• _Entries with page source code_
####

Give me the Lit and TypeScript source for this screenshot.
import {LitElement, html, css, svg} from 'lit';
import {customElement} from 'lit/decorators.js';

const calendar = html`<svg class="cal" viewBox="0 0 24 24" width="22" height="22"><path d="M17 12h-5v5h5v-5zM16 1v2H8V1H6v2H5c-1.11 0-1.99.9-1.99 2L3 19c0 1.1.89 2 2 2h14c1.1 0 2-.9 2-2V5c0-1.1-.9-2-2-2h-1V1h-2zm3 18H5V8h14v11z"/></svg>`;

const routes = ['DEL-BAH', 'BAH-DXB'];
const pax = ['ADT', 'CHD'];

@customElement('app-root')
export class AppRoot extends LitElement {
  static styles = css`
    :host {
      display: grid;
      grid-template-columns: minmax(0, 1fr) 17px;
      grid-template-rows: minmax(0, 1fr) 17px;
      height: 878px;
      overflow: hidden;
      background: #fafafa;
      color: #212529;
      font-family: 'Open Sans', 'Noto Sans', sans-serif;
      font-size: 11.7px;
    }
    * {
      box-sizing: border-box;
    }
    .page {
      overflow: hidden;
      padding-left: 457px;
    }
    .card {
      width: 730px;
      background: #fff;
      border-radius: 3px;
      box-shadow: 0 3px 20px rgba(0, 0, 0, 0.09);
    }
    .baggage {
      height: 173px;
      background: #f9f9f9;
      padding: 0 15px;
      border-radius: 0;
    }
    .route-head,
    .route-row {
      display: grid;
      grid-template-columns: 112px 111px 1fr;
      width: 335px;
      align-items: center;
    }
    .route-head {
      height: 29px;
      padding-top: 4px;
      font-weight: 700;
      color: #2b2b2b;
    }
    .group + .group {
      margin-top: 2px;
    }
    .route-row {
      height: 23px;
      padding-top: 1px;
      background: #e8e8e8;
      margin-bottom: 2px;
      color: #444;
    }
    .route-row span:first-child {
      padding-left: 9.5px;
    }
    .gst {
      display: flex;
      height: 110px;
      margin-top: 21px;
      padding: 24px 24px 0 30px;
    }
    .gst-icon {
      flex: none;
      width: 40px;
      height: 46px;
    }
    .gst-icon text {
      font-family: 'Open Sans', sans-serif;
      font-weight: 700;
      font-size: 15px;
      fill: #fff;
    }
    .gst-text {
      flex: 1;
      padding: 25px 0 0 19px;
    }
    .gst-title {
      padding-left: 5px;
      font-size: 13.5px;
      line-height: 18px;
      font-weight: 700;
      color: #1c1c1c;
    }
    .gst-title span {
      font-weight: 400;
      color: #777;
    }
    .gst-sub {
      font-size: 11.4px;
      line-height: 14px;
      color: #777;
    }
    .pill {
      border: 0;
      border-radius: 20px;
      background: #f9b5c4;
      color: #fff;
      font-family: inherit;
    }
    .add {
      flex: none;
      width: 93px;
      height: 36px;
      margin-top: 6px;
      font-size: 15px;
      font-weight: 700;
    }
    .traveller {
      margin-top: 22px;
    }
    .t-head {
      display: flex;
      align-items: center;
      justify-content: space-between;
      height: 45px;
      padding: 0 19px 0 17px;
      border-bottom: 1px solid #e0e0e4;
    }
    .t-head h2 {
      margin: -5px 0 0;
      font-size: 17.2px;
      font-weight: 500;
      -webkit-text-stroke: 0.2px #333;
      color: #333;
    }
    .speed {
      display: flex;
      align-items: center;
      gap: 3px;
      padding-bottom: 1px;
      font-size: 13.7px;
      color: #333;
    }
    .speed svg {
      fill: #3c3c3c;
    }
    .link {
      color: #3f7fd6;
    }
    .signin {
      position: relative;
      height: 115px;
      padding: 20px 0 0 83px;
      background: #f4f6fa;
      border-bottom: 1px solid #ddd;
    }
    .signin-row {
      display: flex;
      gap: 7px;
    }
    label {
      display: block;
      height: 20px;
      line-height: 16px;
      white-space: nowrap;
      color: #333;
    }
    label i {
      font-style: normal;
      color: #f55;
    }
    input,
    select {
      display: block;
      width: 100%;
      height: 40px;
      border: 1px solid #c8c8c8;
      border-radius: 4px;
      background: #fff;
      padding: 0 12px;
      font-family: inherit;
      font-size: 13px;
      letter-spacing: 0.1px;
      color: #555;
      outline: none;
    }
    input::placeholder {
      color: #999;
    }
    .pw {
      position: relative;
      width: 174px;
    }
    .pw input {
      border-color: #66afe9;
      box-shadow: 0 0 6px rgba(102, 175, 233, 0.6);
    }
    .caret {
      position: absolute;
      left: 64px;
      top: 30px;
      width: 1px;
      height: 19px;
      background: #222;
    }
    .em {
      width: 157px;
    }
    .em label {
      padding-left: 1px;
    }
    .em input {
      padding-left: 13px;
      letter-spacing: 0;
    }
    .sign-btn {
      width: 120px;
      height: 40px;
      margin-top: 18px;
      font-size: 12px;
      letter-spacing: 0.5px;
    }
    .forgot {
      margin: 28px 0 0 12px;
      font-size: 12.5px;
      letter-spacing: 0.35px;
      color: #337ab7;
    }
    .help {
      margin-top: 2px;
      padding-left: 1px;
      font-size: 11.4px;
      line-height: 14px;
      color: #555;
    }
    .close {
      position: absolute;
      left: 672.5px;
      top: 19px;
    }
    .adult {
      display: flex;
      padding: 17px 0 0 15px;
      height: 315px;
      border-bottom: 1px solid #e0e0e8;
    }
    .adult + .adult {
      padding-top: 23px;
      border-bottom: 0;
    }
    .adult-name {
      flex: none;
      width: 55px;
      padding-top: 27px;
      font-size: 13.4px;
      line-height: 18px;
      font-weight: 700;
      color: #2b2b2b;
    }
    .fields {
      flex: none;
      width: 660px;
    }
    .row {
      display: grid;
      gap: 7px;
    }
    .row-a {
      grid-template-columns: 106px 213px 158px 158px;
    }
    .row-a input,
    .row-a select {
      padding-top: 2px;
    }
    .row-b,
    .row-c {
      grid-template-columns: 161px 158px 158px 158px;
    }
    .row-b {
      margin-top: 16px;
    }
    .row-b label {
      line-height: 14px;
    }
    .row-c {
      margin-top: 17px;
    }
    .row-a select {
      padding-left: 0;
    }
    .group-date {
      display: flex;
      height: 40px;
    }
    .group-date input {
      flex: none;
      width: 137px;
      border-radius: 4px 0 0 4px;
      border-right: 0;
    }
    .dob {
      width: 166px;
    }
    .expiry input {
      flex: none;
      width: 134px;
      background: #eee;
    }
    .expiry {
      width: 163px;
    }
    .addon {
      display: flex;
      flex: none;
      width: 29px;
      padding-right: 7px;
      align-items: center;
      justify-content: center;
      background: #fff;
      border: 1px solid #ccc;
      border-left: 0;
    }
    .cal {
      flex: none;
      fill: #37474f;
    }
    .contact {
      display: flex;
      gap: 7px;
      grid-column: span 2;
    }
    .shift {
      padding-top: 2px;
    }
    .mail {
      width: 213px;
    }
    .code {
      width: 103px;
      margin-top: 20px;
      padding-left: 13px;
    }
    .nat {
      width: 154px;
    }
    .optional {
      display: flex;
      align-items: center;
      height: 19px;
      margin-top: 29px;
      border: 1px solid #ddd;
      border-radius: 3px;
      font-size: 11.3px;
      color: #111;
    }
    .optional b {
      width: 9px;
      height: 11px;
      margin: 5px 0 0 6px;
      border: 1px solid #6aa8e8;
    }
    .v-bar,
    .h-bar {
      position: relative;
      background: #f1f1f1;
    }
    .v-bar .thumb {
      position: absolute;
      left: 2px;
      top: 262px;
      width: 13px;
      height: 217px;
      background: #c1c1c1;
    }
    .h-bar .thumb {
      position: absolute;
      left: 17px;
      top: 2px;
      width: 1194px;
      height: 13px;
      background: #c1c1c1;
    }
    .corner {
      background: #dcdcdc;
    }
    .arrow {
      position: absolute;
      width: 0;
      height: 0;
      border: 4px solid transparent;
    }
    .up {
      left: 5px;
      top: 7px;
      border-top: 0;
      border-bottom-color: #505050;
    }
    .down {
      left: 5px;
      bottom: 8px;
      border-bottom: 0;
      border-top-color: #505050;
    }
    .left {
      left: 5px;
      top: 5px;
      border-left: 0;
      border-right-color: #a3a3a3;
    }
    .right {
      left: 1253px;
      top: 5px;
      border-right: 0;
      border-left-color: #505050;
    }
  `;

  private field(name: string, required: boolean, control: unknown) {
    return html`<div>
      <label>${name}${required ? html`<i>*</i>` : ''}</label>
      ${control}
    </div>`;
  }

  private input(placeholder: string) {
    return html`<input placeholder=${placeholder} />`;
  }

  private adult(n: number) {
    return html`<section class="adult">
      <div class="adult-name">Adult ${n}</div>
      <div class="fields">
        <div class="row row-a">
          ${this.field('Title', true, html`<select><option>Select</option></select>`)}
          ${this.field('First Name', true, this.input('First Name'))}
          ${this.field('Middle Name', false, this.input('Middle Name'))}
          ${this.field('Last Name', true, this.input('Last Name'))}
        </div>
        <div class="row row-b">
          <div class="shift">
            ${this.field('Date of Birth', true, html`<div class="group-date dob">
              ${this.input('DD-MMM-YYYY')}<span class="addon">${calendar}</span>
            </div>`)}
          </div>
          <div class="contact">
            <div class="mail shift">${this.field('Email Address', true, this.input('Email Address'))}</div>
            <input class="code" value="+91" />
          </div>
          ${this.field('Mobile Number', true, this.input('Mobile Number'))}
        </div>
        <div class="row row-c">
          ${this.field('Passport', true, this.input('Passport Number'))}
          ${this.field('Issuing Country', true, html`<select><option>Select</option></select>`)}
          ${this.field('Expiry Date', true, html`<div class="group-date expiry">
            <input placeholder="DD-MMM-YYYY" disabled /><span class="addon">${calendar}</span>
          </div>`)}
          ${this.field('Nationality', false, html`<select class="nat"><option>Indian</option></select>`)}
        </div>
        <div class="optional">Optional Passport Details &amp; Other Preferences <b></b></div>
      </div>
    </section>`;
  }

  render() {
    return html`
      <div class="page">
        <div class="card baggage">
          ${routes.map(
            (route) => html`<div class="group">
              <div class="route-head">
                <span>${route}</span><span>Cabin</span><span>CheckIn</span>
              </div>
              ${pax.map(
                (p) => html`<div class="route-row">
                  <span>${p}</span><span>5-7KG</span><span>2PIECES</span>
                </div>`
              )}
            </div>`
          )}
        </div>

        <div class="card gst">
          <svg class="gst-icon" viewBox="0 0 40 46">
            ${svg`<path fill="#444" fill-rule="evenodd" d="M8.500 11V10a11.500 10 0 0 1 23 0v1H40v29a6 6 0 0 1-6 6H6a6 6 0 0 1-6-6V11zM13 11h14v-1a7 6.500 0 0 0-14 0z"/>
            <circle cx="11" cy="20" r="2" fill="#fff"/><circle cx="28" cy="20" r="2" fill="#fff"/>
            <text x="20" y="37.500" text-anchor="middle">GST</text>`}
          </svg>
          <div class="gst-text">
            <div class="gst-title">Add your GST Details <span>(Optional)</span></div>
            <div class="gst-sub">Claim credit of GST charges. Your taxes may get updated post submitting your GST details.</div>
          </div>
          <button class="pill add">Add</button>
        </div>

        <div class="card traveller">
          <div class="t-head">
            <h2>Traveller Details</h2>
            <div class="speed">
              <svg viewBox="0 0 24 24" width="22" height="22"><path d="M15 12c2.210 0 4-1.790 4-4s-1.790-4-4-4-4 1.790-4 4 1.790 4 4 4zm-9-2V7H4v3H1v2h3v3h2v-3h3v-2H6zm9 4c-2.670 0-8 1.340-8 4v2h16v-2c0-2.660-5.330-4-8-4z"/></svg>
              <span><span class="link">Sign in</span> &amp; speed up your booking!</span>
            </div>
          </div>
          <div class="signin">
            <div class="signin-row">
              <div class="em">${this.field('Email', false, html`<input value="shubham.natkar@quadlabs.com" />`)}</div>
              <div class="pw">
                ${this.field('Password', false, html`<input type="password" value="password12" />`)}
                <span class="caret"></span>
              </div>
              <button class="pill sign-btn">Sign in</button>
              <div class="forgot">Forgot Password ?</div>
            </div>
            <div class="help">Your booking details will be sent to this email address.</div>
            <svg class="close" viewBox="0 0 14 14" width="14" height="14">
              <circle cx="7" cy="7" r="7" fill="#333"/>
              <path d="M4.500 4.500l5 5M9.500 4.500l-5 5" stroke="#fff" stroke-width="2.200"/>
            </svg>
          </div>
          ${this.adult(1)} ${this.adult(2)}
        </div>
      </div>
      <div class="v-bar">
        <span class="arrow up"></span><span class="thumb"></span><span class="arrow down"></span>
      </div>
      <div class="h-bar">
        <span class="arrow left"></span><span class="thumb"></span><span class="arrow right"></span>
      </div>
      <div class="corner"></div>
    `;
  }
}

####

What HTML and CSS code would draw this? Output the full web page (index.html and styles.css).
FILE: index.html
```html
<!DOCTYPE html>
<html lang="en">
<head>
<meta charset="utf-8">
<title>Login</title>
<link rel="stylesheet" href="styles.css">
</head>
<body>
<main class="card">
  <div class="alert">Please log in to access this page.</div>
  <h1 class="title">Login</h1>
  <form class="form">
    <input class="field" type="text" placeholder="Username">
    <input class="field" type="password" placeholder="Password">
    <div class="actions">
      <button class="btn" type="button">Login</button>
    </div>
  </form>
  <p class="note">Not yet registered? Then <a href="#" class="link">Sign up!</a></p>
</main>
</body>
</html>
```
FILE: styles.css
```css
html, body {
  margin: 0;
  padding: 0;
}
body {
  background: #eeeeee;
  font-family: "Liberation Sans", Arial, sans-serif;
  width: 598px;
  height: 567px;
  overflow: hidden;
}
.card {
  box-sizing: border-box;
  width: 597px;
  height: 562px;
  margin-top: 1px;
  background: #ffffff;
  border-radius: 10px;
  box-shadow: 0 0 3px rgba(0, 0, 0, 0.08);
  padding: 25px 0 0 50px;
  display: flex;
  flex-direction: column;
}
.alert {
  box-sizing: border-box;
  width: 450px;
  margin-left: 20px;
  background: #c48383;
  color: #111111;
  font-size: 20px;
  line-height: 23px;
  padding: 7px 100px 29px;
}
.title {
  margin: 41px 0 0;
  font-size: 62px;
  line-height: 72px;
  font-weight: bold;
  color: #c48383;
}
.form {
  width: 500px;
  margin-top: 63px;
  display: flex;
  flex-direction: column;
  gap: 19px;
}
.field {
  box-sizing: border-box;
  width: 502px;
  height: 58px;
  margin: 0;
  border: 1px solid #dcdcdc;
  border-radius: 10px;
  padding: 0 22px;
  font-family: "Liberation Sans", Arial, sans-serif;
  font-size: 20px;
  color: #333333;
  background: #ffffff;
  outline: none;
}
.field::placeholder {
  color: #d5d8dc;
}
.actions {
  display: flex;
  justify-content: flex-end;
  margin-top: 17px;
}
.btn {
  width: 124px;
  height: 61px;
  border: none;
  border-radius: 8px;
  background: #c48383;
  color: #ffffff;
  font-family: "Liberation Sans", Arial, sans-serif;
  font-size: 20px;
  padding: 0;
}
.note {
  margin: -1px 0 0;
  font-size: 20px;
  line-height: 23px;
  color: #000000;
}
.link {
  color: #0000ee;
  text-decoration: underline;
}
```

####

• _Task brief_
Return the exact lines from the line with "Give me the" to the line with "const pax = ['ADT', 'CHD'];", inclusive of both, with nothing added.

• _Result_
Give me the Lit and TypeScript source for this screenshot.
import {LitElement, html, css, svg} from 'lit';
import {customElement} from 'lit/decorators.js';

const calendar = html`<svg class="cal" viewBox="0 0 24 24" width="22" height="22"><path d="M17 12h-5v5h5v-5zM16 1v2H8V1H6v2H5c-1.11 0-1.99.9-1.99 2L3 19c0 1.1.89 2 2 2h14c1.1 0 2-.9 2-2V5c0-1.1-.9-2-2-2h-1V1h-2zm3 18H5V8h14v11z"/></svg>`;

const routes = ['DEL-BAH', 'BAH-DXB'];
const pax = ['ADT', 'CHD'];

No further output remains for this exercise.